Dingo the Dissident

THE BLOG OF DISQUIET : Qweir Notions, an uncommonplace-book from the Armpit of Diogenes, binge-thinker jottings since 2008 .

Wednesday, 24 June 2026

A strange love-poem.

Sonnet from Etienne de la Boétie 
(Esteve de La Boetiá, early 15th century)
to his soulmate (âme sœur) Michel de Montaigne,

published by Montaigne, here translated by this blogger.

Love, my liberty was struck down
and yet I didn't know how much I had thus lost,
nor did I realise in my callowness the cost
would be a bondage to which I was forever bound.

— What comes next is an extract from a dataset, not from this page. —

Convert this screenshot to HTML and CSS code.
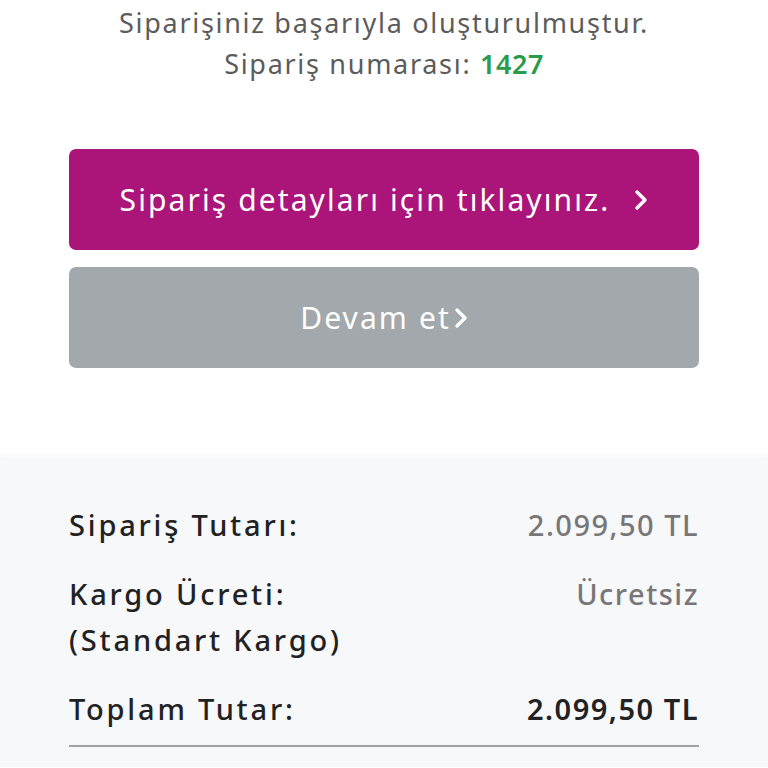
FILE: index.html
```html
<!DOCTYPE html>
<html lang="tr">

<head>
    <meta charset="UTF-8">
    <meta name="viewport" content="width=device-width, initial-scale=1.0">
    <title>Sipariş tamamlandı</title>
    <link rel="stylesheet" href="styles.css">
</head>

<body>
    <div class="result">
        <p class="result-text">Siparişiniz başarıyla oluşturulmuştur.</p>
        <p class="result-text">Sipariş numarası: <span class="order-no">1427</span></p>
    </div>

    <div class="actions">
        <a href="#" class="btn btn-primary">
            Sipariş detayları için tıklayınız.
            <svg class="chevron chevron-space" viewBox="0 0 14 22" width="14" height="22">
                <path d="M3 3 L11 11 L3 19" fill="none" stroke="#fff" stroke-width="3.4" stroke-linecap="round" stroke-linejoin="round" />
            </svg>
        </a>
        <a href="#" class="btn btn-gray">
            Devam et<svg class="chevron" viewBox="0 0 14 22" width="14" height="22">
                <path d="M3 3 L11 11 L3 19" fill="none" stroke="#fff" stroke-width="3.4" stroke-linecap="round" stroke-linejoin="round" />
            </svg>
        </a>
    </div>

    <div class="summary">
        <div class="summary-row">
            <span class="label">Sipariş Tutarı:</span>
            <span class="value">2.099,50 TL</span>
        </div>
        <div class="summary-row">
            <span class="label">Kargo Ücreti:<br>(Standart Kargo)</span>
            <span class="value">Ücretsiz</span>
        </div>
        <div class="summary-row total">
            <span class="label">Toplam Tutar:</span>
            <span class="value">2.099,50 TL</span>
        </div>
    </div>
</body>

</html>
```

FILE: styles.css
```css
* {
    margin: 0;
    padding: 0;
    box-sizing: border-box;
}

body {
    font-family: "Noto Sans", sans-serif;
    background: #fff;
    color: #222;
}

.result {
    text-align: center;
    padding-top: 2px;
}

.result-text {
    font-size: 27px;
    line-height: 41px;
    letter-spacing: 1.7px;
    color: #5c5c5c;
}

.order-no {
    color: #2a9b48;
    font-weight: 600;
    letter-spacing: 0.5px;
}

.actions {
    padding: 65px 69px 90px 69px;
    display: flex;
    flex-direction: column;
    gap: 17px;
}

.btn {
    display: flex;
    align-items: center;
    justify-content: center;
    height: 101px;
    border-radius: 7px;
    color: #fff;
    text-decoration: none;
    font-size: 30px;
    letter-spacing: 2.1px;
}

.btn-primary {
    background: #ab157a;
}

.btn-gray {
    background: #a2a8ab;
}

.chevron {
    margin-left: 3px;
}

.chevron-space {
    margin-left: 24px;
}

.summary {
    background: #f7f8fa;
    box-shadow: 0 -3px 5px rgba(0, 0, 0, 0.03);
    padding: 44px 69px 20px 69px;
}

.summary-row {
    display: flex;
    justify-content: space-between;
    align-items: flex-start;
    font-size: 29px;
    line-height: 46px;
    margin-bottom: 23px;
}

.label {
    font-weight: 500;
    color: #222;
    letter-spacing: 2.8px;
}

.value {
    color: #777;
    font-weight: 500;
    letter-spacing: 1.5px;
}

.total {
    margin-bottom: 0;
    padding-bottom: 13px;
    border-bottom: 2px solid #a0a0a0;
}

.total .value {
    color: #222;
    font-weight: 600;
}
```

I thought that I might save myself from you somehow
through distance; only now I see
that I gain nothing by evading you
for your fine qualities are attached to me:

just as in the street a mischievous child
ties a stick to a bewildered puppy's tail
and the startled animal, by itself assailed,

turns round and round, to no avail, arse to nose,
and the pranking kids laugh as it beats itself,
unable to escape the self-inflicted blows.

*

Amour, lors que premier ma franchise* fut morte,
Combien j'avois perdu encor je ne sçavoy,
Et ne m'advisoy pas, mal sage, que j'avoy
Espousé pour jamais une prison si forte.

Je pensoy me sauver de toy en quelque sorte,
Au fort m'esloignant d'elle ; et maintenant je voy
Que je ne gaigne rien à fuir devant toy,
Car ton traict en fuyant avecques moy j'emporte.

Qui a veu au village un enfant enjoué,
Qui un baston derriere à un chien a noué,
Le chien d'estre battu par derriere estonné,

il se vire et se frappe, et les enfans joyeux
Rient qu'il va, qu'il vient, et fuyant parmy eulx
Ne peut fuir les coups que luymesme se donne..

*Franchise has many meanings in French, frankness amongst them, 
as well as freedom. In other sonnets he calls love poison.













On the Web I found a single rhyming translation of
another of La Boétie's many sonnets to Montaigne.
They are actually not very good, and my translation above
is probably better than the original, even with faulty rhymes.


PARDON, Love! pardon master and lord! I vow
That of my voice, and verse, and future years,
My sobs, and sighs, my doleful cries, and fears,
Shall be no other cause, but only thou.

Alas! how vengeful fortune mocks me now!
Who late made love my mark for laugh and jeers.
Now ta'en, I yield; plain my defeat appears.
My freedom, too long kept, I disallow.

If for its sake thy conquest I delayed,
Use me no worse, thy fame thus greater made.
If thy first onset caused me not to yield,

Think that a conqueror valiant, noble, great,
More loves the captive who succumbs, though late,
And bravely fought, and stoutly kept the field.

*

PARDON AMOVR, pardon, ô Seigneur ie te voüe
Le reste de mes ans, ma voix & mes escris,
Mes sanglots, mes souspirs, mes larmes & mes cris :
Rien, rien tenir d’aucun, que de toy ie n’aduoue.

Helas comment de moy, ma fortune se ioue.
De toy n’a pas long temps, amour, ie me suis ris.
I’ay failly, ie le voy, ie me rends, ie suis pris.
I’ay trop gardé mon cœur, or ie le desadvoüe.

Si i’ay pour le garder retardé ta victoire,
Ne l’en traitte plus mal, plus grande en est ta gloire.
Et si du premier coup tu ne m’as abbatu,

Pense qu’vn bon vainqueur & nay pour estre grand,
Son nouveau prisonnier, quand vn coup il se rend,
Il prise & l’ayme mieux, s’il a bien combatu.

*

wikipedia

and: 
Montaigne and la Boétie in the Chapter on Friendship

JSTOR readable for free via https://z-library.sk/

1 comment:

Wofl said...

"If platonic love is not based on passionate feelings, how can it sublimate itself and ascend the heights ?" - Elaine Dundy, quoted in Gore Vidal's Palimpsest.